> _Source excerpt_
******

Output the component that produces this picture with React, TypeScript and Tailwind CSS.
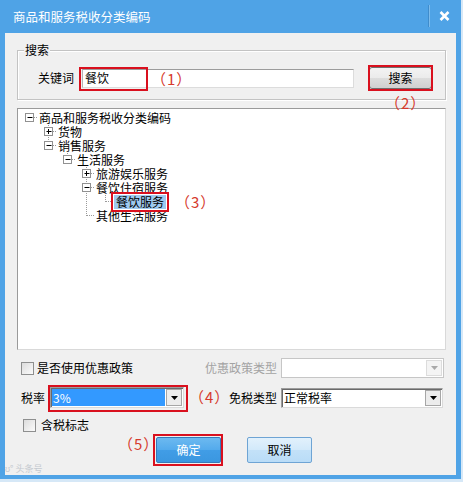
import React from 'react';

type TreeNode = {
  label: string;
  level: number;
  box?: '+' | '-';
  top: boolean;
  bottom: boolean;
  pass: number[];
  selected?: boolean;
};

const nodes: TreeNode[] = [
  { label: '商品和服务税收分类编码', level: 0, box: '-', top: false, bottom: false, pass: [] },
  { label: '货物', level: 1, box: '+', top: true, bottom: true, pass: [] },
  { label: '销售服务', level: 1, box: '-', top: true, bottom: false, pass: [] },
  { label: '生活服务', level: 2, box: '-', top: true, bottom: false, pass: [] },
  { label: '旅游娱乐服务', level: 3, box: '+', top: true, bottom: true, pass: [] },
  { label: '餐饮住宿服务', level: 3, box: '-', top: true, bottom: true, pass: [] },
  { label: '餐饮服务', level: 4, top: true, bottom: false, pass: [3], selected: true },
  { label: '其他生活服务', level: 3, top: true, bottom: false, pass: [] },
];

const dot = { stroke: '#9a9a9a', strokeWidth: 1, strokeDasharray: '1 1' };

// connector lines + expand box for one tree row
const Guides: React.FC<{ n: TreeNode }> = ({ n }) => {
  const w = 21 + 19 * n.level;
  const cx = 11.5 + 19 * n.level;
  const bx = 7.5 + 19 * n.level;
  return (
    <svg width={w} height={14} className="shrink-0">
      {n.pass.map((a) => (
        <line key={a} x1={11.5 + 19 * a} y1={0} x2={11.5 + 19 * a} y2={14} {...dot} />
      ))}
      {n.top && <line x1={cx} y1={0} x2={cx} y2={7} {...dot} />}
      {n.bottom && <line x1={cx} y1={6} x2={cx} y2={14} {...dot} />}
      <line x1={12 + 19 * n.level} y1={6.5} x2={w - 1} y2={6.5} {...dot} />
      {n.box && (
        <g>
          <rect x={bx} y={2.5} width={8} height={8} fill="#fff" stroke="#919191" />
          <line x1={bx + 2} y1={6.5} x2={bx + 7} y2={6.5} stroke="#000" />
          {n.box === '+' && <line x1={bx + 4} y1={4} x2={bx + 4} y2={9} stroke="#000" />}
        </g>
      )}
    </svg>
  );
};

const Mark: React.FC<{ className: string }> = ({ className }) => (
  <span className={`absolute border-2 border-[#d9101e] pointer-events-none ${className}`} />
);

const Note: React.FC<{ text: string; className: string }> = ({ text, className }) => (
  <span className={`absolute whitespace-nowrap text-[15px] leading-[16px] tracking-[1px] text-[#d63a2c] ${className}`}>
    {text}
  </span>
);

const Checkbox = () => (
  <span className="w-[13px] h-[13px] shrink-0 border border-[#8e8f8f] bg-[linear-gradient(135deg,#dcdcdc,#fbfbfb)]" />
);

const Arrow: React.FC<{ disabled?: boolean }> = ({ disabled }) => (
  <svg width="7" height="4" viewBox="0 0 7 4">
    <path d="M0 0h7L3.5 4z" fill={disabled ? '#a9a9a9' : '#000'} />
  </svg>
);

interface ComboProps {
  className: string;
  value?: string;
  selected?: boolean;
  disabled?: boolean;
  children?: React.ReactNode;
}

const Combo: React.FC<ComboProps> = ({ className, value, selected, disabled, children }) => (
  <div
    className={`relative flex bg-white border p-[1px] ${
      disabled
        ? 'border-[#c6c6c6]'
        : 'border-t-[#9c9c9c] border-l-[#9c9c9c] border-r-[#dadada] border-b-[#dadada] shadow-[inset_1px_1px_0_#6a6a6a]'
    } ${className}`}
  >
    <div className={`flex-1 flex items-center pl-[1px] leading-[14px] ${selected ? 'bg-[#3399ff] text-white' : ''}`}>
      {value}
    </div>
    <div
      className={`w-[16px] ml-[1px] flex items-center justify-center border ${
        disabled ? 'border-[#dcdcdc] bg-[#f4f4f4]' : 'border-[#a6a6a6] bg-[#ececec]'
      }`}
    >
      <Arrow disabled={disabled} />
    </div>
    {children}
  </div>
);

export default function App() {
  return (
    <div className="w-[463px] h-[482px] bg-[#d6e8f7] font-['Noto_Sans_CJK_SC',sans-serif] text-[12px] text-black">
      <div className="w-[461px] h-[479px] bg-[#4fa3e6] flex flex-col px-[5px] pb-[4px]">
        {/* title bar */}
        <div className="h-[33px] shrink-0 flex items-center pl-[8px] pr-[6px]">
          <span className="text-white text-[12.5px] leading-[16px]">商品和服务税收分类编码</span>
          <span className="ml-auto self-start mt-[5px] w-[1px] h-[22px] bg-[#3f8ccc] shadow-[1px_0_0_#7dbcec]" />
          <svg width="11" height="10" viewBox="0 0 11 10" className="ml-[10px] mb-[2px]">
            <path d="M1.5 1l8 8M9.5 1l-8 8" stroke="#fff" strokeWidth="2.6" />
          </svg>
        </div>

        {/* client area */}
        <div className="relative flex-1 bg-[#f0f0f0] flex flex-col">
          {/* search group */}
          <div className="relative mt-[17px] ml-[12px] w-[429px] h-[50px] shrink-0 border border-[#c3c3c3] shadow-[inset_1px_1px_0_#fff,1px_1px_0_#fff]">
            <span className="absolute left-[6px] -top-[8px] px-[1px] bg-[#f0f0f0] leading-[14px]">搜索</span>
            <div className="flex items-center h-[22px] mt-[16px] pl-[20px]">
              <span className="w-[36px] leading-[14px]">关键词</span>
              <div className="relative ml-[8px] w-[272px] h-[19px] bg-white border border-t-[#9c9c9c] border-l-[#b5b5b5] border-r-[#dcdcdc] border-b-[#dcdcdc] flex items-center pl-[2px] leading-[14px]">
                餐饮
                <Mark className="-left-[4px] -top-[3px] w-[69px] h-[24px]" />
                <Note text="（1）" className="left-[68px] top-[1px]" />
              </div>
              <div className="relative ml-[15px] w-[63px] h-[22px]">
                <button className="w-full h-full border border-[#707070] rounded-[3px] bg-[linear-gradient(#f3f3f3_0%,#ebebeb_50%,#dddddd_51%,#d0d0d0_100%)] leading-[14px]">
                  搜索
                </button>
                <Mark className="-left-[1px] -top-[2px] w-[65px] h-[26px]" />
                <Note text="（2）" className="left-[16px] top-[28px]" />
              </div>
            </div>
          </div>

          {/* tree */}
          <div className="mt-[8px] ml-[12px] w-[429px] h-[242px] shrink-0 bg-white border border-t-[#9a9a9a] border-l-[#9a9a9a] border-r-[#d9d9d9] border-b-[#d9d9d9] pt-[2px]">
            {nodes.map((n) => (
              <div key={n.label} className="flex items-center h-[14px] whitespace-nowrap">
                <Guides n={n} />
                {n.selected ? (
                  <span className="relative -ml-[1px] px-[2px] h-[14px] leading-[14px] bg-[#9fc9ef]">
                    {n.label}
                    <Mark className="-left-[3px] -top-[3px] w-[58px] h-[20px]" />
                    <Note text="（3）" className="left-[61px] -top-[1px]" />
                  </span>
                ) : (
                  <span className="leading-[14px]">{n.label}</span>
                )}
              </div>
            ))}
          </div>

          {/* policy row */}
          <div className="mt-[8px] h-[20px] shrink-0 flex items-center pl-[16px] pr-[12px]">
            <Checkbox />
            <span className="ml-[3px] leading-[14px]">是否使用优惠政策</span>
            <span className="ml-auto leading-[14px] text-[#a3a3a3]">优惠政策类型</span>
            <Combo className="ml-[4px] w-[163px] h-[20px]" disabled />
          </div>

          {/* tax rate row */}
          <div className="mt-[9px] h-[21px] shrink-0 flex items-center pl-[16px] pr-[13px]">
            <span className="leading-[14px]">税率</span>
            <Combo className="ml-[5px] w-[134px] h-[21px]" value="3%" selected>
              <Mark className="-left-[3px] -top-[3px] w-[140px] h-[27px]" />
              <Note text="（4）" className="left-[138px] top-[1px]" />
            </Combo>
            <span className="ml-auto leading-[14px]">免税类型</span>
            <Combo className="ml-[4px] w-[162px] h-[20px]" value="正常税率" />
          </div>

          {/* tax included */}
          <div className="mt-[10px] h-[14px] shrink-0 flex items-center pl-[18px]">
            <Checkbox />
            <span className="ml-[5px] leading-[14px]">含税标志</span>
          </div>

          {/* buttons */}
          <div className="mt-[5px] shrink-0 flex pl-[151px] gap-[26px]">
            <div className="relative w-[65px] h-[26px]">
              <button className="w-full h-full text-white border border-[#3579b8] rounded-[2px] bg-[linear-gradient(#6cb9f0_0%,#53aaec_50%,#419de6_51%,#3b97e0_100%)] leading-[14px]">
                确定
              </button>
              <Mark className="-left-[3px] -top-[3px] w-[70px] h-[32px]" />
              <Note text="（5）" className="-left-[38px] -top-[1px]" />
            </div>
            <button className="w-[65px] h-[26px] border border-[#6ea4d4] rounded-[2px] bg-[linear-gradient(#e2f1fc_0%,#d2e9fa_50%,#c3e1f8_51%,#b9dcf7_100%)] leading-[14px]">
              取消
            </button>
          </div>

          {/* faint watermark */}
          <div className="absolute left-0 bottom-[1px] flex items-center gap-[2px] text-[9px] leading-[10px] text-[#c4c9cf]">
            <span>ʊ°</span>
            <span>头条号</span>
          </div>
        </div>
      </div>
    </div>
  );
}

******

> _Stated exercise_
From the first line above down to the line with "1, strokeDasharray: '1", reproduce every line and no others, omitting pictures.

> _Task output_
Output the component that produces this picture with React, TypeScript and Tailwind CSS.
import React from 'react';

type TreeNode = {
  label: string;
  level: number;
  box?: '+' | '-';
  top: boolean;
  bottom: boolean;
  pass: number[];
  selected?: boolean;
};

const nodes: TreeNode[] = [
  { label: '商品和服务税收分类编码', level: 0, box: '-', top: false, bottom: false, pass: [] },
  { label: '货物', level: 1, box: '+', top: true, bottom: true, pass: [] },
  { label: '销售服务', level: 1, box: '-', top: true, bottom: false, pass: [] },
  { label: '生活服务', level: 2, box: '-', top: true, bottom: false, pass: [] },
  { label: '旅游娱乐服务', level: 3, box: '+', top: true, bottom: true, pass: [] },
  { label: '餐饮住宿服务', level: 3, box: '-', top: true, bottom: true, pass: [] },
  { label: '餐饮服务', level: 4, top: true, bottom: false, pass: [3], selected: true },
  { label: '其他生活服务', level: 3, top: true, bottom: false, pass: [] },
];

const dot = { stroke: '#9a9a9a', strokeWidth: 1, strokeDasharray: '1 1' };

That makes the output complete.